Statement of Corporate Governance Practices

The Company is committed to the highest practical standards of Corporate Governance, and to meeting or exceeding the standards set by the Toronto Stock Exchange and Canadian securities regulators. The Company has a Nominating and Corporate Governance Committee, consisting of independent directors John Van Brunt, David Black and Ruston Goepel. The Nominating and Corporate Governance Committee has the mandate to identify and recommend to the Board individuals qualified to become Board members, assess the effectiveness of the Board as a whole and individual Board members, provide an orientation program for new recruits to the Board, provide education to all Board members, and recommend the composition of Committees of the Board.

Audit Committee

The members of the Company's Audit Committee are Robert Atkinson (Chairman), Ruston Goepel and W. David Black, all three of whom are independent directors.

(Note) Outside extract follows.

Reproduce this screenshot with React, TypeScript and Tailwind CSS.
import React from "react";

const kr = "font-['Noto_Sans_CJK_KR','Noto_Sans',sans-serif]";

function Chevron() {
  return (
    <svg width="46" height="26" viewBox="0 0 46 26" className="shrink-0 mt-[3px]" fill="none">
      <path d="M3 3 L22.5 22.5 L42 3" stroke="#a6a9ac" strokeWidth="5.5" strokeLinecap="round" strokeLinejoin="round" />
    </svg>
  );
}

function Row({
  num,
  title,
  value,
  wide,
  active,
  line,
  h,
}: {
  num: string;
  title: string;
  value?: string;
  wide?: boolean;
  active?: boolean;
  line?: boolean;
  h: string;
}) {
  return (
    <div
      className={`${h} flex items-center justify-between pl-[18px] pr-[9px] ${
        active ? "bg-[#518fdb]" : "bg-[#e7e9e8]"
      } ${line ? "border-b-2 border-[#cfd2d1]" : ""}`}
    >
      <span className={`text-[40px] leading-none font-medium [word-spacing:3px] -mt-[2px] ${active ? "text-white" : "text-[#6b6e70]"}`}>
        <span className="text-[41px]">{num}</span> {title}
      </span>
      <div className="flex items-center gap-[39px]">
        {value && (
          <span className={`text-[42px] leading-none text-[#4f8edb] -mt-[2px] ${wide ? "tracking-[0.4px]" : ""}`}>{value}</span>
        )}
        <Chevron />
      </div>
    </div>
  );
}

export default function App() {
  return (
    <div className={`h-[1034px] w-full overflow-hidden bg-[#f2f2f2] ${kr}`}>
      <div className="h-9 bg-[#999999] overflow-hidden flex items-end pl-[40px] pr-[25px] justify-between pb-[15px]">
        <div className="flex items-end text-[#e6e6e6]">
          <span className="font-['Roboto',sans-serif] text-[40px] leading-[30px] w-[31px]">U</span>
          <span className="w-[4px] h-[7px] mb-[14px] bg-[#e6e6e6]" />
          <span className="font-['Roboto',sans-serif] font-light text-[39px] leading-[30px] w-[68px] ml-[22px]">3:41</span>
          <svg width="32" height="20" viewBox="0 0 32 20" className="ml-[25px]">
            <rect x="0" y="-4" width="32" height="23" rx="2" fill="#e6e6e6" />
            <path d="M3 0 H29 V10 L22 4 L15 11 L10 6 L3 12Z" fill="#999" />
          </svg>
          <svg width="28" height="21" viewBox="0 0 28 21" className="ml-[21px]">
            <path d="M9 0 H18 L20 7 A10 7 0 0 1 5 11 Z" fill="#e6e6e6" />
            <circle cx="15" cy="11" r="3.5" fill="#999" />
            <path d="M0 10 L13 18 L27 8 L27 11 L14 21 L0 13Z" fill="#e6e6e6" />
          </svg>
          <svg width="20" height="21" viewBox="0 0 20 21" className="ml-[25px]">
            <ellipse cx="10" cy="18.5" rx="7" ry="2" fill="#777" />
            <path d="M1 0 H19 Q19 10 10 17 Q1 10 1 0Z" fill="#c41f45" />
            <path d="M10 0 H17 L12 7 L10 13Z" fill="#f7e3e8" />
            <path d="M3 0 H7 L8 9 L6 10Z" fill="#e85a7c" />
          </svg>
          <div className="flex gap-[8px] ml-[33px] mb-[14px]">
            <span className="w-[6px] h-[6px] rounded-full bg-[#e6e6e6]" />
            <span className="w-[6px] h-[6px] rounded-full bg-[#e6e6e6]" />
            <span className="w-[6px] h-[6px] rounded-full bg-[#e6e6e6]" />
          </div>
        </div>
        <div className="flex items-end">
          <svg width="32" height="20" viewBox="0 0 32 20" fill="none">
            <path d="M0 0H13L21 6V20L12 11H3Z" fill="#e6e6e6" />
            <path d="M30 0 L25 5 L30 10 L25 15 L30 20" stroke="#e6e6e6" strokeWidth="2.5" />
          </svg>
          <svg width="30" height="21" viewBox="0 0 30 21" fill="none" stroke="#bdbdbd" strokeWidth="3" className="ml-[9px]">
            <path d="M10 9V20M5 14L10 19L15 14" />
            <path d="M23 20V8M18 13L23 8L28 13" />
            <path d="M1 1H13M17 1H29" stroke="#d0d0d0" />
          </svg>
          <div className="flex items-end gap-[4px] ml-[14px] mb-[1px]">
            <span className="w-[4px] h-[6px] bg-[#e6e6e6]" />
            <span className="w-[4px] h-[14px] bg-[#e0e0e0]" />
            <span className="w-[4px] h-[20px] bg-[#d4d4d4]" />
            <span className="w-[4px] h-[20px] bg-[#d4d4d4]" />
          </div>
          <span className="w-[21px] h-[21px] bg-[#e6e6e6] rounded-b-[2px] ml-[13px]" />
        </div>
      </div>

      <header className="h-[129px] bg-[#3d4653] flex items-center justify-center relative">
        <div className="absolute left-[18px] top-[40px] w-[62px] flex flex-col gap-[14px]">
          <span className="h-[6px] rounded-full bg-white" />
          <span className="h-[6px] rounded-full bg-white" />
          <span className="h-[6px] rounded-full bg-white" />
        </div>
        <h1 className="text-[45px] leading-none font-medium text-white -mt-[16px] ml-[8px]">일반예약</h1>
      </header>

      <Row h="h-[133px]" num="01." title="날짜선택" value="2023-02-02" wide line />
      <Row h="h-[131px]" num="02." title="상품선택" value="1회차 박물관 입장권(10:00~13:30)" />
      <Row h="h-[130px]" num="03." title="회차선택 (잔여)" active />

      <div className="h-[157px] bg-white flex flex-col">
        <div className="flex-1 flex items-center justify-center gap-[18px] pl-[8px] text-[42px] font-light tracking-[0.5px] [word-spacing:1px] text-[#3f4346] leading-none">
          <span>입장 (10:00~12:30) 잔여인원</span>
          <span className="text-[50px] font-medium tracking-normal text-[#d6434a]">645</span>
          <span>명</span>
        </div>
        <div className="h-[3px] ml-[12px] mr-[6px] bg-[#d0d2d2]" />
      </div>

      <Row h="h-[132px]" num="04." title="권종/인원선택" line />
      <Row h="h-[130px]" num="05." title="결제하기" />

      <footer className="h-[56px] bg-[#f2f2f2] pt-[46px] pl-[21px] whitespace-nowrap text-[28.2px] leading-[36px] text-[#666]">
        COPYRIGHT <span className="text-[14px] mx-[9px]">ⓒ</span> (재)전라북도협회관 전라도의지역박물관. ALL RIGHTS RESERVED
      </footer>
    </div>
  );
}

The Audit Committee oversees the Company's financial reporting obligations, financial system and disclosure. It reviews the annual financial statements, monitors and assesses the integrity of the Company's internal control systems, meets regularly with the Company's auditors and liaises between the Board of Directors and the auditors.

Compensation Committee

The members of the Company's Compensation Committee are John Van Brunt (Chairman), Robert Atkinson and Steven Dean. This committee is responsible for determining the compensation to be paid to Directors and executive officers and for reviewing the corporate goals and objectives of the executive officers.